A judge has ordered that a man's two German shepherds be destroyed after a court heard the unmuzzled and unleashed dogs "viciously" attacked a neighbour.
Fingal County Council brought a case under the Control of Dogs Act against Khalid Hamdy of Cedar View, Ridgewood, Swords.
Mr Hamdy told Dublin District Court he did not believe his pets were dangerous.
He also said they helped him cope with post-traumatic stress disorder he had suffered since being incarcerated in 2019 in Egypt with 150 men in a cell where he witnessed torture and four people die.
But neighbour Michael James O'Rourke told the court that on 13 November he had just left his house to bring his two smaller dogs on a walk when Mr Hamdy's German shepherds attacked them.
He told solicitor Michael Quinlan for the council that they were unmuzzled and unleashed.
Mr O'Rourke said it lasted 20 to 30 seconds, but he did not suffer physical injuries.
However, he described it as a very traumatic event, adding that it was lucky there were no children in the vicinity.
Mr O'Rourke said Lucky, one of his dogs, had its harness ripped and he added that his jeans were ripped before he managed to get back inside.
In cross-examination, he replied: "I do not know the man," when asked if he had altercations with him in the past.
Another couple told the court they witnessed it and claimed Mr Hamdy's dogs had repeatedly gone into their garden after a storm knocked down fencing.
The court heard that after complaints, gardaí found the door to Mr Hamdy's home was open, and no one came out for 20 minutes.
However, he did not see what happened and told gardaí that the dogs must have opened the front door to get out. Later, he claimed there had been a break-in at his home, which caused the dogs to escape.
Mr Hamdy said he reported it to gardaí when he noticed damage to his door and objects missing from his house.
He also denied claims by the witnesses that there had been problems with his dogs in the past.
The dog warden seized them on the day of the incident and had them in a pound since then.
Mr Hamdy told the court he had undergone training to handle them, and there was zero chance they get out again.
Describing it as a "very difficult case", Judge Anthony Halpin said he would deal with the case clinically, bearing little attention to the interpersonal issue between Mr Hamdy and his neighbour Mr O'Rourke because it did not affect the actual matter before the court.
The single point was that on 13 November, the two German shepherds caused damage in an attack on a person who had been with his smaller dogs.
He remarked that evidence from a canine behaviour specialist hired by Mr Hamdy provided a more anodyne account of the attack.

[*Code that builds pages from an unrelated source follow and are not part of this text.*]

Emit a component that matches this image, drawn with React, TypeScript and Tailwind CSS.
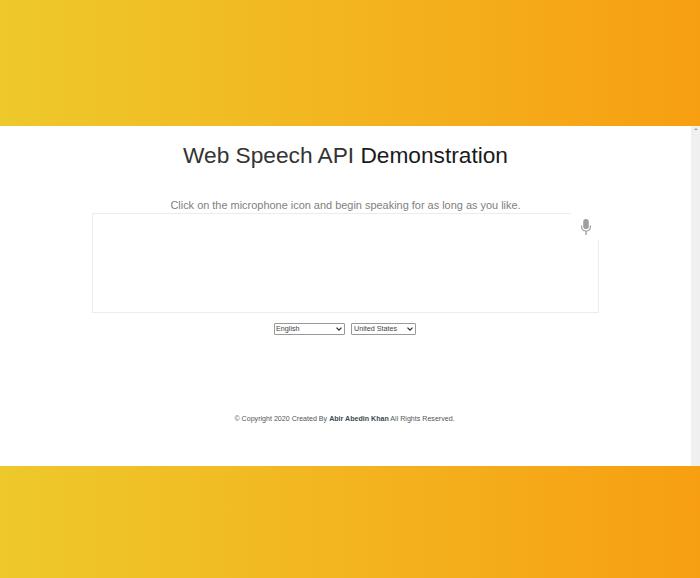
function Chevron() {
  return (
    <svg className="pointer-events-none absolute right-[3px] top-[4px]" width="6" height="4" viewBox="0 0 6 4" fill="none" stroke="#333" strokeWidth="1.3">
      <path d="M0.5 0.6 3 3.1 5.5 0.6" />
    </svg>
  );
}

export default function App() {
  return (
    <div className="h-[578px] w-[700px] overflow-hidden flex flex-col font-['Liberation_Sans',Arial,sans-serif] bg-white">
      <div className="h-[126px] bg-gradient-to-r from-[#edc92b] to-[#f79f10]" />
      <div className="h-[340px] flex">
        <main className="w-[691px] flex flex-col items-center">
          <h1 className="mt-[15px] text-[22.7px] leading-[28px] font-normal text-[#333]">
            Web Speech API <span className="text-[#1a1a1a]">Demonstration</span>
          </h1>
          <p className="mt-[29px] text-[10.95px] leading-[14px] text-[#808080]">
            Click on the microphone icon and begin speaking for as long as you like.
          </p>
          <div className="relative mt-[1px] h-[100px] w-[507px] border border-[#ececec] bg-white">
            <div className="absolute -right-px -top-px flex h-[27px] w-[28px] items-center justify-center bg-white pt-[1px] pl-[2px]">
              <svg width="12" height="16" viewBox="0 0 12 16" fill="#9e9e9e">
                <rect x="3.2" y="0" width="5.6" height="10" rx="2.8" />
                <path d="M1 6.5h1.2v1.2a3.8 3.8 0 0 0 7.6 0V6.5H11v1.2a5 5 0 0 1-4.3 4.9V16H5.3v-3.4A5 5 0 0 1 1 7.7z" />
              </svg>
            </div>
          </div>
          <div className="mt-[10px] mr-[1px] flex gap-[6px]">
            <div className="relative h-[12px] w-[71px]">
              <select className="block h-full w-full appearance-none rounded-[1px] border border-[#999] bg-white py-0 pl-[1px] pr-0 text-[7.2px] leading-[10px] text-[#444]">
                <option>English</option>
              </select>
              <Chevron />
            </div>
            <div className="relative h-[12px] w-[65px]">
              <select className="block h-full w-full appearance-none rounded-[1px] border border-[#999] bg-white py-0 pl-[2px] pr-0 text-[7.2px] leading-[10px] text-[#444]">
                <option>United States</option>
              </select>
              <Chevron />
            </div>
          </div>
          <footer className="mt-[79px] mr-[2px] text-[7.1px] leading-[10px] text-[#555]">
            © Copyright 2020 Created By <b className="font-bold text-[#3c4a50]">Abir Abedin Khan</b> All Rights Reserved.
          </footer>
        </main>
        <div className="w-[9px] bg-[#f0f0f0] flex justify-center pt-[2px]">
          <div className="h-0 w-0 border-x-[2px] border-b-[2px] border-x-transparent border-b-[#a3a3a3]" />
        </div>
      </div>
      <div className="h-[112px] bg-gradient-to-r from-[#edc92b] to-[#f79f10]" />
    </div>
  );
}
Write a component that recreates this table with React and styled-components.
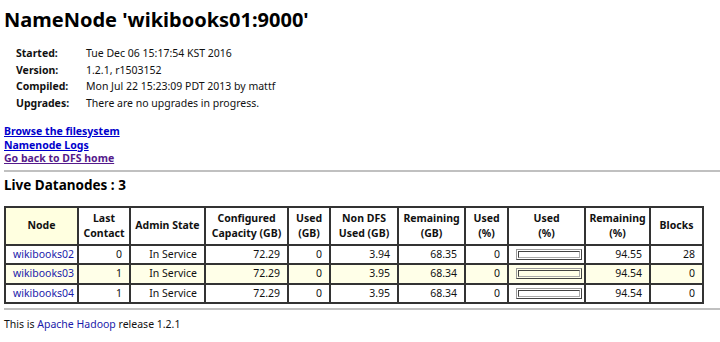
import React from 'react'
import styled, { createGlobalStyle } from 'styled-components'

const GlobalStyle = createGlobalStyle`
  body {
    margin: 0;
    padding: 0 0 0 4px;
    background: #ffffff;
    font-family: "Noto Sans", "Open Sans", sans-serif;
    font-size: 10.5px;
    color: #111;
  }
`

const Title = styled.h1`
  margin: 0;
  padding-top: 7px;
  font-size: 20px;
  line-height: 26px;
  font-weight: 700;
  color: #000;
`

const Info = styled.div`
  display: grid;
  grid-template-columns: 70px auto;
  margin: 12px 0 0 12px;
  line-height: 16.5px;
`

const Label = styled.span`
  font-weight: 700;
`

const Links = styled.div`
  display: flex;
  flex-direction: column;
  margin-top: 14px;
  line-height: 13.5px;
`

const NavLink = styled.a`
  font-weight: 700;
  color: ${p => (p.visited ? '#551a8b' : '#0000cc')};
  text-decoration: underline;
  align-self: flex-start;
`

const Rule = styled.hr`
  margin: ${p => p.m || '4px 0 0 0'};
  border: none;
  height: 2px;
  background: #c0c0c0;
`

const Subtitle = styled.h3`
  margin: 4px 0 0 0;
  font-size: 13.5px;
  line-height: 18px;
  font-weight: 700;
  color: #000;
`

const Nodes = styled.table`
  margin-top: 12px;
  border: 1px solid #333;
  border-spacing: 0;
  table-layout: fixed;
  width: 700px;
  font-size: 10.5px;
`

const Head = styled.th`
  width: ${p => p.w}px;
  box-sizing: border-box;
  border: 1px solid #333;
  padding: 0 1px;
  height: 38px;
  font-weight: 700;
  line-height: 15px;
  text-align: center;
  white-space: nowrap;
  background: ${p => (p.sorted ? '#ffffe0' : '#fff')};
`

const Row = styled.tr`
  background: ${p => (p.alt ? '#ffffe8' : '#fff')};
`

const Cell = styled.td`
  border: 1px solid #333;
  height: 17.5px;
  padding: 0 7px;
  line-height: 15px;
  white-space: nowrap;
  text-align: ${p => p.align || 'right'};
`

const NodeLink = styled.a`
  color: #1a1aaa;
  text-decoration: none;
`

const Bar = styled.div`
  width: 62px;
  height: 7px;
  margin: 0 auto;
  border: 1px solid;
  border-color: #999 #444 #444 #999;
  padding: 1px;
`

const BarFill = styled.div`
  height: 5px;
  border: 1px solid;
  border-color: #444 #aaa #aaa #444;
  background: ${p => (p.alt ? '#ffffe8' : '#fff')};
`

const Footer = styled.div`
  margin-top: 6px;
  line-height: 16px;
`

const FootLink = styled.a`
  color: #1a1aaa;
  text-decoration: none;
`

const columns = [
  { label: 'Node', w: 73, sorted: true },
  { label: ['Last', 'Contact'], w: 52 },
  { label: 'Admin State', w: 75 },
  { label: ['Configured', 'Capacity (GB)'], w: 83 },
  { label: ['Used', '(GB)'], w: 42 },
  { label: ['Non DFS', 'Used (GB)'], w: 68 },
  { label: ['Remaining', '(GB)'], w: 67 },
  { label: ['Used', '(%)'], w: 43 },
  { label: ['Used', '(%)'], w: 77 },
  { label: ['Remaining', '(%)'], w: 65 },
  { label: 'Blocks', w: 53 }
]

const nodes = [
  { name: 'wikibooks02', contact: 0, cap: '72.29', used: 0, nonDfs: '3.94', rem: '68.35', usedPct: 0, remPct: '94.55', blocks: 28 },
  { name: 'wikibooks03', contact: 1, cap: '72.29', used: 0, nonDfs: '3.95', rem: '68.34', usedPct: 0, remPct: '94.54', blocks: 0 },
  { name: 'wikibooks04', contact: 1, cap: '72.29', used: 0, nonDfs: '3.95', rem: '68.34', usedPct: 0, remPct: '94.54', blocks: 0 }
]

export default function App () {
  return (
    <>
      <GlobalStyle />
      <Title>NameNode 'wikibooks01:9000'</Title>
      <Info>
        <Label>Started:</Label><span>Tue Dec 06 15:17:54 KST 2016</span>
        <Label>Version:</Label><span>1.2.1, r1503152</span>
        <Label>Compiled:</Label><span>Mon Jul 22 15:23:09 PDT 2013 by mattf</span>
        <Label>Upgrades:</Label><span>There are no upgrades in progress.</span>
      </Info>
      <Links>
        <NavLink href='#'>Browse the filesystem</NavLink>
        <NavLink href='#'>Namenode Logs</NavLink>
        <NavLink href='#' visited>Go back to DFS home</NavLink>
      </Links>
      <Rule />
      <Subtitle>Live Datanodes : 3</Subtitle>
      <Nodes>
        <thead>
          <tr>
            {columns.map((c, i) => (
              <Head key={i} w={c.w} sorted={c.sorted}>
                {Array.isArray(c.label) ? <>{c.label[0]}<br />{c.label[1]}</> : c.label}
              </Head>
            ))}
          </tr>
        </thead>
        <tbody>
          {nodes.map((n, i) => (
            <Row key={n.name} alt={i === 1}>
              <Cell align='left'><NodeLink href='#'>{n.name}</NodeLink></Cell>
              <Cell>{n.contact}</Cell>
              <Cell>In Service</Cell>
              <Cell>{n.cap}</Cell>
              <Cell>{n.used}</Cell>
              <Cell>{n.nonDfs}</Cell>
              <Cell>{n.rem}</Cell>
              <Cell>{n.usedPct}</Cell>
              <Cell align='center'>
                <Bar><BarFill alt={i === 1} /></Bar>
              </Cell>
              <Cell>{n.remPct}</Cell>
              <Cell>{n.blocks}</Cell>
            </Row>
          ))}
        </tbody>
      </Nodes>
      <Rule m='4px 0 0 0' />
      <Footer>
        This is <FootLink href='#'>Apache Hadoop</FootLink> release 1.2.1
      </Footer>
    </>
  )
}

However, the court looked not only at the bite but the aggressive and provocative behaviour of the dogs, and the stress, anxiety and fear engendered, together with the absence of restraint and muzzle, "placed the incident on a substantially higher scale".
Judge Halpin noted the complainant detailed the level of aggression exhibited, which was unacceptable, and the court accepted his version.
"And to my mind, the incident constitutes a vicious attack", he said.
Judge Halpin accepted that the dogs were a source of comfort for Mr Hamdy, but they were a restricted breed and not under effective control or muzzled at the time.
Mr Hamdy's barrister asked the court to note his evidence that he would put more measures in place to prevent the dogs from getting out.
Counsel also pointed out that the male dog was the main protagonist and returned to the attack, but the female retreated.
However, Judge Halpin said that taking all matters into account, he had to make an order of destruction for both dogs and payment of €4,000 in costs.
He added that Mr Hamdy would not have been in court had they been under effective control.
The judge placed a stay on the destruction order for two weeks and adjourned the case until 14 February in case an appeal is lodged.